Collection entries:
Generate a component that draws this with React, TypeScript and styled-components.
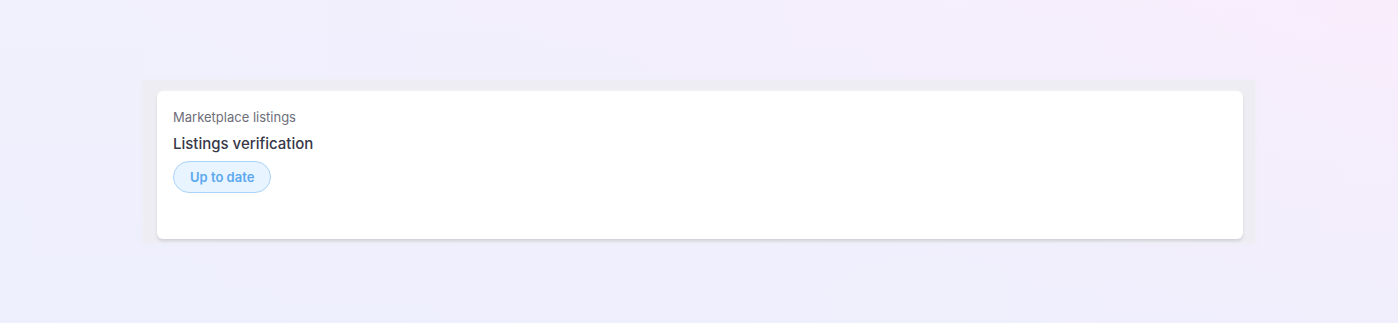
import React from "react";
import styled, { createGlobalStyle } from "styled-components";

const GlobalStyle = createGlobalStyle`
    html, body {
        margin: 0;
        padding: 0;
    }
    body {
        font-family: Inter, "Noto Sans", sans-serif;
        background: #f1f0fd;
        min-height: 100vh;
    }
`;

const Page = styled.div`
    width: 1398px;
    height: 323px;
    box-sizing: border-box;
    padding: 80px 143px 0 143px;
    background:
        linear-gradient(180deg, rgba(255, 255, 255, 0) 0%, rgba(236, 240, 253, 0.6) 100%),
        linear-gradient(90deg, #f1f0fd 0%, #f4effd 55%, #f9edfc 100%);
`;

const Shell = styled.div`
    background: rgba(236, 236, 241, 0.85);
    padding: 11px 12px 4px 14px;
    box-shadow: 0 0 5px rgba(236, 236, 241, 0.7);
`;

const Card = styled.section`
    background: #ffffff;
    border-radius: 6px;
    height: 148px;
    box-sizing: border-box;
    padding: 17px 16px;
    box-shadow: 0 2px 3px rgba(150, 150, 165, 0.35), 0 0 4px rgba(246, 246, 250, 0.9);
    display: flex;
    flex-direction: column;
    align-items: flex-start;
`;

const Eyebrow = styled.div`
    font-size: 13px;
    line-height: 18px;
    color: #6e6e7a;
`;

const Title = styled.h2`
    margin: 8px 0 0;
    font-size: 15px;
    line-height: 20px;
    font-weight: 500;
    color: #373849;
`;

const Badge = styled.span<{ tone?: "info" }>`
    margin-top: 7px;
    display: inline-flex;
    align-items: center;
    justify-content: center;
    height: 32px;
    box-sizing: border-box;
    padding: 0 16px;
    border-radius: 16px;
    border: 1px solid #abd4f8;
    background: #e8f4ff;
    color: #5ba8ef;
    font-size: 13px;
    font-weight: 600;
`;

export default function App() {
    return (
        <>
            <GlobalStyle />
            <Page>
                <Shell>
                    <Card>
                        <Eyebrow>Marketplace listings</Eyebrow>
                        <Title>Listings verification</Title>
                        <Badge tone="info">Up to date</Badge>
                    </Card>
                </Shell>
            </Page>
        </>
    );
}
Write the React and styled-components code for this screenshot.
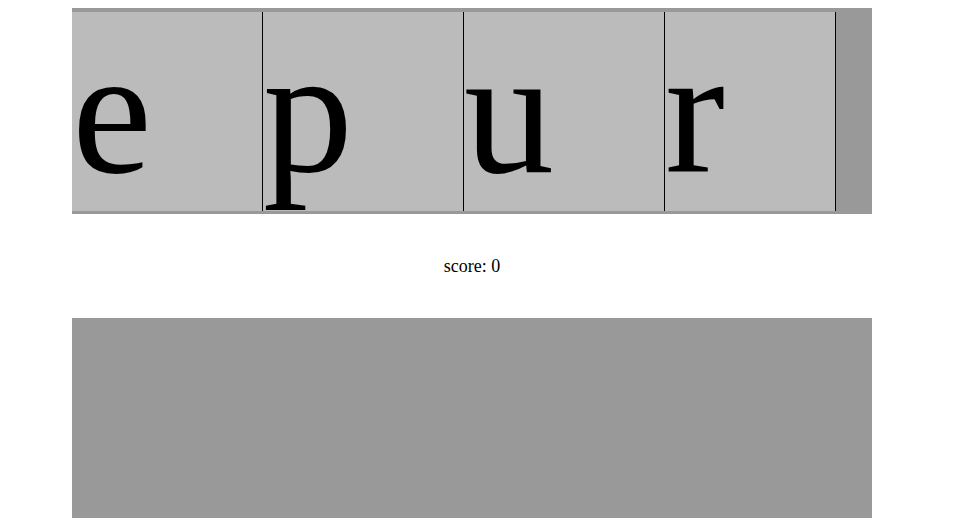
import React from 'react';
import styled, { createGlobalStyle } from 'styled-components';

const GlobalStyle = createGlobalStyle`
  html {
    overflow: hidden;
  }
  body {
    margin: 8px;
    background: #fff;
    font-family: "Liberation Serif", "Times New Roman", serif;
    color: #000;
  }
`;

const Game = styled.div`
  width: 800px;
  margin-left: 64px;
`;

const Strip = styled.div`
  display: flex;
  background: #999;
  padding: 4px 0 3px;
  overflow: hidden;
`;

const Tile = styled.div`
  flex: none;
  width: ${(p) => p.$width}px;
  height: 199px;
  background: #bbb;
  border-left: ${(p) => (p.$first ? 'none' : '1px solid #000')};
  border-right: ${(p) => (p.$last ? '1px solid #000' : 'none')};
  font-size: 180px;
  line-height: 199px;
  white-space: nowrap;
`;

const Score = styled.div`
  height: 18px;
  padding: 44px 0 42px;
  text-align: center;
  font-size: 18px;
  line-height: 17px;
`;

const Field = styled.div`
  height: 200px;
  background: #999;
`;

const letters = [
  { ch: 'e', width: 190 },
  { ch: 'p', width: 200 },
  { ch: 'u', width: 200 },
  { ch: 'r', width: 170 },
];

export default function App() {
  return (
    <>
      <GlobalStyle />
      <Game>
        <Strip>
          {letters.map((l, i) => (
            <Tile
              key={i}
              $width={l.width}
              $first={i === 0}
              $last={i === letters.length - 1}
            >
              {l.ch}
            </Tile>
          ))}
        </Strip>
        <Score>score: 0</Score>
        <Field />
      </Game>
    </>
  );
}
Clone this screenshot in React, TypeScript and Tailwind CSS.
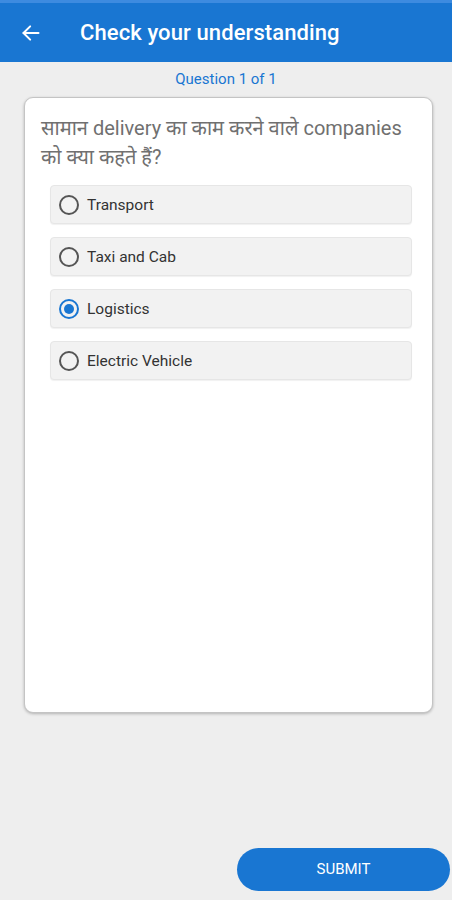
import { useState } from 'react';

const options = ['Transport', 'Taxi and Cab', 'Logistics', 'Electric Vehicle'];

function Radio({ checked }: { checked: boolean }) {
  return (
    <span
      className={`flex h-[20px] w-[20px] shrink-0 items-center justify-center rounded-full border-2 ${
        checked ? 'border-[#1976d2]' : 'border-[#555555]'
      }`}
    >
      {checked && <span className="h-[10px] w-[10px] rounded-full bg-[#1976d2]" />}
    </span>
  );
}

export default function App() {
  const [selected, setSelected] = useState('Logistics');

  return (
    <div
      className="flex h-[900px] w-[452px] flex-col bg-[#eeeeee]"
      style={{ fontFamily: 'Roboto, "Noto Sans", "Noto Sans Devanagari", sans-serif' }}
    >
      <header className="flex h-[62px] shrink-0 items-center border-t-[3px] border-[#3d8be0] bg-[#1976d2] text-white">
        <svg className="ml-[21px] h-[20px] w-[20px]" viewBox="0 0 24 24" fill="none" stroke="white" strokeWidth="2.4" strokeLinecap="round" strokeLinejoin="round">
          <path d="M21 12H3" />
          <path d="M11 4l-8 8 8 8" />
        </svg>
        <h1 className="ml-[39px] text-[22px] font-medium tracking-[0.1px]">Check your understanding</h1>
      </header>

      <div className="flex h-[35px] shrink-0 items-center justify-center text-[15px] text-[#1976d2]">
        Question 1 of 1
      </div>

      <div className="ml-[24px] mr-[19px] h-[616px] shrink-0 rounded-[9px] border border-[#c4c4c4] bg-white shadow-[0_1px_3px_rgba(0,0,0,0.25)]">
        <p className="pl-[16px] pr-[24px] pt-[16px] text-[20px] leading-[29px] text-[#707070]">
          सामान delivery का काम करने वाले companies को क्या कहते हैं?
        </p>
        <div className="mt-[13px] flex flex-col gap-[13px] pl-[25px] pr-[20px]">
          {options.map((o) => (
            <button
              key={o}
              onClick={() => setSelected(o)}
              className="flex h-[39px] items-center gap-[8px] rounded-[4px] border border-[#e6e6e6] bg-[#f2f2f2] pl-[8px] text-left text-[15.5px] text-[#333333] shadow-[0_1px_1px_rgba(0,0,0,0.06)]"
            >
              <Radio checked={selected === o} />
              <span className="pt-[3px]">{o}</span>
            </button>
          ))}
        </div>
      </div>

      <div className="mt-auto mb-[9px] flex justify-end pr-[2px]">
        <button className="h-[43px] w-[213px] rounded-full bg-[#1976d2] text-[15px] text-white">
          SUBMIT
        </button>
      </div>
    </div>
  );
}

Problem details: From the records above, copy only the lines running from the line holding "Write the React" through the line holding "const options = ['Transport', 'Taxi", with no pictures.

Result below:
Write the React and styled-components code for this screenshot.
import React from 'react';
import styled, { createGlobalStyle } from 'styled-components';

const GlobalStyle = createGlobalStyle`
  html {
    overflow: hidden;
  }
  body {
    margin: 8px;
    background: #fff;
    font-family: "Liberation Serif", "Times New Roman", serif;
    color: #000;
  }
`;

const Game = styled.div`
  width: 800px;
  margin-left: 64px;
`;

const Strip = styled.div`
  display: flex;
  background: #999;
  padding: 4px 0 3px;
  overflow: hidden;
`;

const Tile = styled.div`
  flex: none;
  width: ${(p) => p.$width}px;
  height: 199px;
  background: #bbb;
  border-left: ${(p) => (p.$first ? 'none' : '1px solid #000')};
  border-right: ${(p) => (p.$last ? '1px solid #000' : 'none')};
  font-size: 180px;
  line-height: 199px;
  white-space: nowrap;
`;

const Score = styled.div`
  height: 18px;
  padding: 44px 0 42px;
  text-align: center;
  font-size: 18px;
  line-height: 17px;
`;

const Field = styled.div`
  height: 200px;
  background: #999;
`;

const letters = [
  { ch: 'e', width: 190 },
  { ch: 'p', width: 200 },
  { ch: 'u', width: 200 },
  { ch: 'r', width: 170 },
];

export default function App() {
  return (
    <>
      <GlobalStyle />
      <Game>
        <Strip>
          {letters.map((l, i) => (
            <Tile
              key={i}
              $width={l.width}
              $first={i === 0}
              $last={i === letters.length - 1}
            >
              {l.ch}
            </Tile>
          ))}
        </Strip>
        <Score>score: 0</Score>
        <Field />
      </Game>
    </>
  );
}
Clone this screenshot in React, TypeScript and Tailwind CSS.
import { useState } from 'react';

const options = ['Transport', 'Taxi and Cab', 'Logistics', 'Electric Vehicle'];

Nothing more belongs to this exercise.